Descent in Buildings (AM-190), Volume I (Annals of Mathematics Studies) by Bernhard Mühlherr & Holger P. Petersson & Richard M. Weiss

Author:Bernhard Mühlherr & Holger P. Petersson & Richard M. Weiss [Mühlherr, Bernhard]
Language: eng
Format: azw3
Publisher: Princeton University Press
Published: 2015-09-21T16:00:00+00:00

Now suppose that R and T are parallel. By 21.17, R ∩ Σ and T ∩ Σ are parallel residues of Σ. Hence projR(T ∩ Σ) = R ∩ Σ (by 21.16).
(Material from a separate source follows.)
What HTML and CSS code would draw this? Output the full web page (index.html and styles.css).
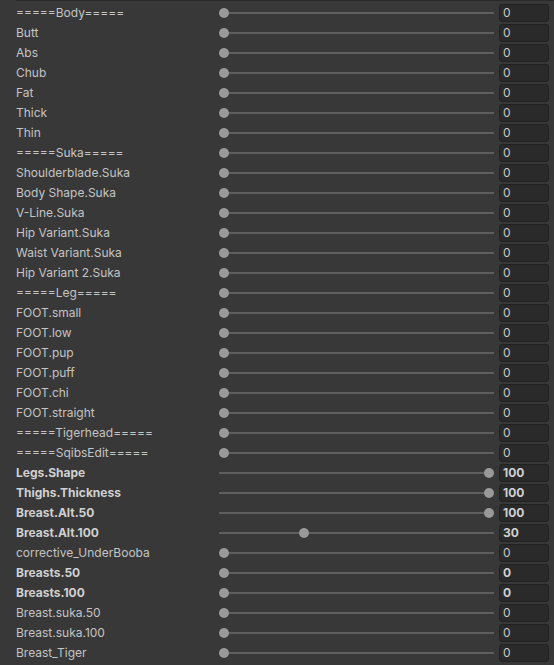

By (21.20), therefore, ΩR = ΩT.

Suppose, conversely, that ΩR = ΩT. If x, y ∈ Σ ∩ T are distinct, then there exists a root of ΩT containing x but not y. By (21.20), it follows that the restriction of projR to Σ ∩ T is injective. By symmetry, the restriction of projT to Σ ∩ R is injective. By 21.9(i), therefore, Σ ∩ R and Σ ∩ T are parallel residues of Σ. Hence by 21.17, R and T are parallel residues. Thus (i) holds.

We continue to assume that ΩR = ΩT. Let c ∈ Σ ∩ T. By (21.20) again, it follows that the set of roots in ΩT containing c is the same as the set of roots of ΩR containing projR(c). The chamber projR(c) is the only chamber of R contained in all these roots. Hence (ii) holds.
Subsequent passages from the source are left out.